Digital Health (Mar 2023)
Validation of the influence of biosignals on performance of machine learning algorithms for sleep stage classification
Abstract
Background Sleep stage identification is critical in multiple areas (e.g. medicine or psychology) to diagnose sleep-related disorders. Previous studies have reported that the performance of machine learning algorithms can be changed depending on the biosignals and feature-extraction processes in sleep stage classification. Methods To compare as many conditions as possible, 414 experimental conditions were applied, considering the combination of different biosignals, biosignal length, and window length. Five biosignals in polysomnography (i.e. electrocardiogram (ECG), electroencephalogram (EEG), electromyogram (EMG), electrooculogram left, and electrooculogram right) were used to identify optimal signal combinations for classification. In addition, three different signal-length conditions and six different window-length conditions were applied. The validity of each condition was examined via classification performance from the XGBoost classifiers trained using 10-fold cross-validation. Furthermore, results considering feature importance were examined to validate the experimental results in terms of model explanation. Results The combination of EEG + EMG + ECG with a 40 s window and 120 s signal length resulted in the best classification performance (precision: 0.853, recall: 0.855, F1-score: 0.853, and accuracy: 0.853).

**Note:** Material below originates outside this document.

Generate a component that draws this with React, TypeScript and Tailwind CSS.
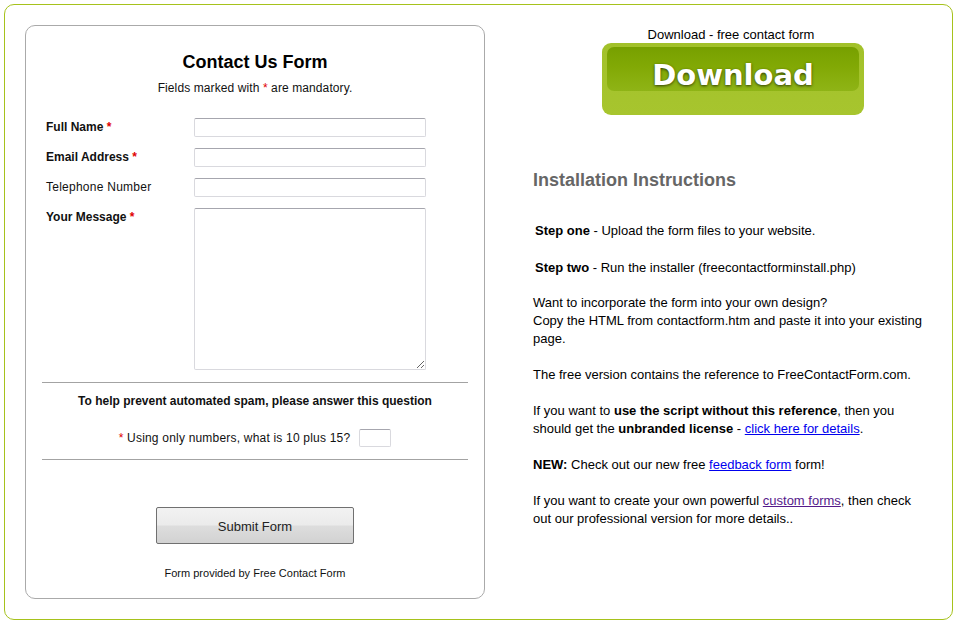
import React from "react";

const Star = () => <span className="text-[#e00000]">*</span>;

export default function App() {
  const font = { fontFamily: '"Liberation Sans", Arial, sans-serif' };
  return (
    <div className="w-[956px] h-[628px] bg-white pt-[4px] pl-[4px]" style={font}>
      <div className="w-[949px] h-[616px] border border-[#a6c21c] rounded-[10px] pt-[20px] pl-[20px] flex items-start text-[#111]">
        {/* Form panel */}
        <div className="w-[460px] h-[574px] border border-[#aaaaaa] rounded-[10px] flex flex-col items-center pt-[25px]">
          <div className="text-[18px] font-bold leading-[22px] text-black">Contact Us Form</div>
          <div className="mt-[7px] text-[12px] leading-[16px] tracking-[0.1px]">
            Fields marked with <Star /> are mandatory.
          </div>
          <div className="mt-[22px] self-stretch px-[20px] flex flex-col gap-[11px]">
            <div className="flex items-start">
              <label className="w-[148px] text-[12px] leading-[19px] font-bold">Full Name <Star /></label>
              <input className="w-[232px] h-[19px] border border-[#d9d9de] border-t-[#a6a6ae] rounded-[2px] bg-white outline-none" />
            </div>
            <div className="flex items-start">
              <label className="w-[148px] text-[12px] leading-[19px] font-bold">Email Address <Star /></label>
              <input className="w-[232px] h-[19px] border border-[#d9d9de] border-t-[#a6a6ae] rounded-[2px] bg-white outline-none" />
            </div>
            <div className="flex items-start">
              <label className="w-[148px] text-[12px] leading-[19px] tracking-[0.25px]">Telephone Number</label>
              <input className="w-[232px] h-[19px] border border-[#d9d9de] border-t-[#a6a6ae] rounded-[2px] bg-white outline-none" />
            </div>
            <div className="flex items-start">
              <label className="w-[148px] text-[12px] leading-[19px] font-bold">Your Message <Star /></label>
              <textarea className="w-[232px] h-[162px] border border-[#d9d9de] border-t-[#a6a6ae] rounded-[2px] bg-white outline-none block" />
            </div>
          </div>
          <div className="mt-[12px] self-stretch mx-[16px] h-px bg-[#a3a3a3]" />
          <div className="mt-[10px] text-[12px] leading-[16px] font-bold">
            To help prevent automated spam, please answer this question
          </div>
          <div className="mt-[20px] flex items-center">
            <span className="text-[12px] leading-[16px] tracking-[0.2px]">
              <Star /> Using only numbers, what is 10 plus 15?
            </span>
            <input className="ml-[9px] w-[32px] h-[18px] border border-[#d9d9de] border-t-[#a6a6ae] rounded-[2px] bg-white outline-none" />
          </div>
          <div className="mt-[12px] self-stretch mx-[16px] h-px bg-[#a3a3a3]" />
          <button className="mt-[47px] w-[198px] h-[37px] pt-[3px] border border-[#707070] rounded-[2px] bg-[linear-gradient(to_bottom,#f2f2f2_0%,#ebebeb_48%,#dddddd_52%,#d2d2d2_100%)] text-[13px] text-[#222]" style={font}>
            Submit Form
          </button>
          <div className="mt-[22px] text-[11px] leading-[14px]">Form provided by Free Contact Form</div>
        </div>

        {/* Right column */}
        <div className="ml-[48px] mt-[1px] w-[398px] flex flex-col text-black">
          <div className="text-center text-[13px] leading-[16px] pt-[1px] pr-[2px]">Download - free contact form</div>
          <div className="self-center ml-[2px] w-[262px] h-[72px] rounded-[9px] bg-[linear-gradient(to_bottom,#a2c12a,#a7c52e)] grid">
            <div className="[grid-area:1/1] pt-[4px] px-[5px]">
              <div className="h-[44px] rounded-[7px] bg-[linear-gradient(to_bottom,#77a000_0%,#82a905_45%,#8fb416_100%)]" />
            </div>
            <div
              className="[grid-area:1/1] pt-[15px] text-center text-white font-bold text-[29px] leading-[34px] [text-shadow:0_1px_3px_rgba(0,0,0,0.65)]"
              style={{ fontFamily: '"DejaVu Sans", Verdana, sans-serif' }}
            >
              Download
            </div>
          </div>
          <div className="mt-[54px] text-[18px] font-bold leading-[22px] text-[#666666]">Installation Instructions</div>
          <div className="mt-[31px] text-[13px] leading-[18px]">
            <p className="ml-[2px]"><b>Step one</b> - Upload the form files to your website.</p>
            <p className="ml-[2px] mt-[19px]"><b>Step two</b> - Run the installer (freecontactforminstall.php)</p>
            <p className="mt-[17px]">
              Want to incorporate the form into your own design?
              <br />
              Copy the HTML from contactform.htm and paste it into your existing page.
            </p>
            <p className="mt-[18px]">The free version contains the reference to FreeContactForm.com.</p>
            <p className="mt-[18px]">
              If you want to <b>use the script without this reference</b>, then you should get the <b>unbranded license</b> -{" "}
              <a className="text-[#0000ee] underline" href="#">click here for details</a>.
            </p>
            <p className="mt-[18px]">
              <b>NEW:</b> Check out our new free <a className="text-[#0000ee] underline" href="#">feedback form</a> form!
            </p>
            <p className="mt-[18px]">
              If you want to create your own powerful <a className="text-[#551a8b] underline" href="#">custom forms</a>, then check out our professional version for more details..
            </p>
          </div>
        </div>
      </div>
    </div>
  );
}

Compared to other conditions and feature importance results, EEG signals showed a relatively higher importance for classification in the present study. Conclusion We determined the optimal biosignal and window conditions for the feature-extraction process in machine learning algorithm-based sleep stage classification. Our experimental results inform researchers in the future conduct of related studies. To generalize our results, more diverse methodologies and conditions should be applied in future studies.